Do this –
Your task is to retype each line of the data below exactly.
▼
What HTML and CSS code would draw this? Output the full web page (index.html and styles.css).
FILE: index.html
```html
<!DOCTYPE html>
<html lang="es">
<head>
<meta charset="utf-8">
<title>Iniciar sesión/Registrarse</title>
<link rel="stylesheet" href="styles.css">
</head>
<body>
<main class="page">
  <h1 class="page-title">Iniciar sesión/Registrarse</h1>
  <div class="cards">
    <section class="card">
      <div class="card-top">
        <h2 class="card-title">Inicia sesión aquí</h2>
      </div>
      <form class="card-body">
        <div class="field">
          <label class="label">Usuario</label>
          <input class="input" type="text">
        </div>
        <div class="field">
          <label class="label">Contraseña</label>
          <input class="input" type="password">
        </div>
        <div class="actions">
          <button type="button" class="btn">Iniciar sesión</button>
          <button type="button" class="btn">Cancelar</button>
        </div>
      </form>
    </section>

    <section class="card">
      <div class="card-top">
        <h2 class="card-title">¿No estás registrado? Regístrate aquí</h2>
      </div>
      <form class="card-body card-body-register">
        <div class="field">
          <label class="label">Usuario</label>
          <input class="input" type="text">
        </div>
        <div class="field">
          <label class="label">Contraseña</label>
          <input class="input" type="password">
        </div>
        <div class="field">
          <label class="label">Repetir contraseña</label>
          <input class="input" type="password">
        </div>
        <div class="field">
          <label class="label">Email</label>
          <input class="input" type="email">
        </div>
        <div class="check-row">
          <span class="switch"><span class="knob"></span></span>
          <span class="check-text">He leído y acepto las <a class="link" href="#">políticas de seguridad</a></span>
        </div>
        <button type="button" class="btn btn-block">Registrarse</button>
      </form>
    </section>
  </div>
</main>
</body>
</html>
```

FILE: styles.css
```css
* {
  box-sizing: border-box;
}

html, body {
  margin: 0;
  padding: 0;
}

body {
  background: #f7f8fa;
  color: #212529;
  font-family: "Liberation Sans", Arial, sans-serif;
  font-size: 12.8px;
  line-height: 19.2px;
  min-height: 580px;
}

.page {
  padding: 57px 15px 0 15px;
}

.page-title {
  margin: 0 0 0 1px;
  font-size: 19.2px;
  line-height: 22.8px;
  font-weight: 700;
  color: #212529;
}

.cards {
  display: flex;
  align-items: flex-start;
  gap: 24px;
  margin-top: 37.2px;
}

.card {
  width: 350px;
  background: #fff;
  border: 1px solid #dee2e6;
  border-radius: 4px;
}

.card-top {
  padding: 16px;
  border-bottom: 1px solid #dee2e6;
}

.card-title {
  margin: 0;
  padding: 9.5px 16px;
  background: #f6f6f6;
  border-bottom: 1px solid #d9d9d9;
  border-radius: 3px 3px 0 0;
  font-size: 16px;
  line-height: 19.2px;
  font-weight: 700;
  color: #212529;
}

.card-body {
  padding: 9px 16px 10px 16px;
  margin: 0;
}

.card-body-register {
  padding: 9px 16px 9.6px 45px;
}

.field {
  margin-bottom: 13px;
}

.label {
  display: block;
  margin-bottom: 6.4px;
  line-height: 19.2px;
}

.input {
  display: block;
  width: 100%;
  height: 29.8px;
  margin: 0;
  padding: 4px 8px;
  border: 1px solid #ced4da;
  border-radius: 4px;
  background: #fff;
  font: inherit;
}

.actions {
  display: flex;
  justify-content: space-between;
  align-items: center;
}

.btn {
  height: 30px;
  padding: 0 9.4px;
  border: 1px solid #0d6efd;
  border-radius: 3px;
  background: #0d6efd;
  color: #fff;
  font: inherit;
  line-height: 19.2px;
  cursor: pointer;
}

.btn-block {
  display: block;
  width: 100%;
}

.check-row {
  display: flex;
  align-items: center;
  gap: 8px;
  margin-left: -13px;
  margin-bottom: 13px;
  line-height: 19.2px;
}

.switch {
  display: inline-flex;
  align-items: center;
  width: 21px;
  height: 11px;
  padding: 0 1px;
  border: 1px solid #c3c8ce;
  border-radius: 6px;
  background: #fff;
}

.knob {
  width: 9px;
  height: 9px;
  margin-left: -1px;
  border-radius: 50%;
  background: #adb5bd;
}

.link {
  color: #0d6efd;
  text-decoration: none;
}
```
▲
Correct result –
What HTML and CSS code would draw this? Output the full web page (index.html and styles.css).
FILE: index.html
```html
<!DOCTYPE html>
<html lang="es">
<head>
<meta charset="utf-8">
<title>Iniciar sesión/Registrarse</title>
<link rel="stylesheet" href="styles.css">
</head>
<body>
<main class="page">
  <h1 class="page-title">Iniciar sesión/Registrarse</h1>
  <div class="cards">
    <section class="card">
      <div class="card-top">
        <h2 class="card-title">Inicia sesión aquí</h2>
      </div>
      <form class="card-body">
        <div class="field">
          <label class="label">Usuario</label>
          <input class="input" type="text">
        </div>
        <div class="field">
          <label class="label">Contraseña</label>
          <input class="input" type="password">
        </div>
        <div class="actions">
          <button type="button" class="btn">Iniciar sesión</button>
          <button type="button" class="btn">Cancelar</button>
        </div>
      </form>
    </section>

    <section class="card">
      <div class="card-top">
        <h2 class="card-title">¿No estás registrado? Regístrate aquí</h2>
      </div>
      <form class="card-body card-body-register">
        <div class="field">
          <label class="label">Usuario</label>
          <input class="input" type="text">
        </div>
        <div class="field">
          <label class="label">Contraseña</label>
          <input class="input" type="password">
        </div>
        <div class="field">
          <label class="label">Repetir contraseña</label>
          <input class="input" type="password">
        </div>
        <div class="field">
          <label class="label">Email</label>
          <input class="input" type="email">
        </div>
        <div class="check-row">
          <span class="switch"><span class="knob"></span></span>
          <span class="check-text">He leído y acepto las <a class="link" href="#">políticas de seguridad</a></span>
        </div>
        <button type="button" class="btn btn-block">Registrarse</button>
      </form>
    </section>
  </div>
</main>
</body>
</html>
```

FILE: styles.css
```css
* {
  box-sizing: border-box;
}

html, body {
  margin: 0;
  padding: 0;
}

body {
  background: #f7f8fa;
  color: #212529;
  font-family: "Liberation Sans", Arial, sans-serif;
  font-size: 12.8px;
  line-height: 19.2px;
  min-height: 580px;
}

.page {
  padding: 57px 15px 0 15px;
}

.page-title {
  margin: 0 0 0 1px;
  font-size: 19.2px;
  line-height: 22.8px;
  font-weight: 700;
  color: #212529;
}

.cards {
  display: flex;
  align-items: flex-start;
  gap: 24px;
  margin-top: 37.2px;
}

.card {
  width: 350px;
  background: #fff;
  border: 1px solid #dee2e6;
  border-radius: 4px;
}

.card-top {
  padding: 16px;
  border-bottom: 1px solid #dee2e6;
}

.card-title {
  margin: 0;
  padding: 9.5px 16px;
  background: #f6f6f6;
  border-bottom: 1px solid #d9d9d9;
  border-radius: 3px 3px 0 0;
  font-size: 16px;
  line-height: 19.2px;
  font-weight: 700;
  color: #212529;
}

.card-body {
  padding: 9px 16px 10px 16px;
  margin: 0;
}

.card-body-register {
  padding: 9px 16px 9.6px 45px;
}

.field {
  margin-bottom: 13px;
}

.label {
  display: block;
  margin-bottom: 6.4px;
  line-height: 19.2px;
}

.input {
  display: block;
  width: 100%;
  height: 29.8px;
  margin: 0;
  padding: 4px 8px;
  border: 1px solid #ced4da;
  border-radius: 4px;
  background: #fff;
  font: inherit;
}

.actions {
  display: flex;
  justify-content: space-between;
  align-items: center;
}

.btn {
  height: 30px;
  padding: 0 9.4px;
  border: 1px solid #0d6efd;
  border-radius: 3px;
  background: #0d6efd;
  color: #fff;
  font: inherit;
  line-height: 19.2px;
  cursor: pointer;
}

.btn-block {
  display: block;
  width: 100%;
}

.check-row {
  display: flex;
  align-items: center;
  gap: 8px;
  margin-left: -13px;
  margin-bottom: 13px;
  line-height: 19.2px;
}

.switch {
  display: inline-flex;
  align-items: center;
  width: 21px;
  height: 11px;
  padding: 0 1px;
  border: 1px solid #c3c8ce;
  border-radius: 6px;
  background: #fff;
}

.knob {
  width: 9px;
  height: 9px;
  margin-left: -1px;
  border-radius: 50%;
  background: #adb5bd;
}

.link {
  color: #0d6efd;
  text-decoration: none;
}
```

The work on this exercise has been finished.